Deux réformes libérales prioritaires à mettre en place ?

Les deux réformes prioritaires sont la fiscalité et l’école :

Il faut absolument adopter une flat tax pour toute forme d’impôt, et supprimer en échange toutes les niches fiscales. Il faut que chacun paie un impôt pour contribuer aux services de l’État, sans quoi on peut avoir l’impression que les services fournis sont gratuits. Or, les « repas gratuits » n’existent pas (there is no free lunch). Tout se paie, et il faut le comprendre. Ce sont des arbitrages à faire dans un monde où les ressources sont rares. Il est plus facile d’entreprendre avec un système fiscal sans effet de seuil.

Il faut réformer l’éducation avec l’introduction du chèque scolaire. L’état dégradé de l’école est préoccupant pour l’avenir de nos enfants. C’est une top priorité.

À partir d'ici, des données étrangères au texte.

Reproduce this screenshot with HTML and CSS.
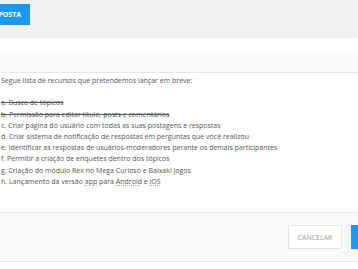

Il faut remettre de la concurrence dans les établissements pour distinguer clairement les bons des mauvais établissements. Il faut instaurer l’autonomie des établissements. Il existe de nombreuses études qui montrent que le chèque scolaire améliore le niveau des écoles et permet aux élèves des milieux plus défavorisés d’avoir de meilleures chances d’être scolarisés dans des établissements de bonne qualité.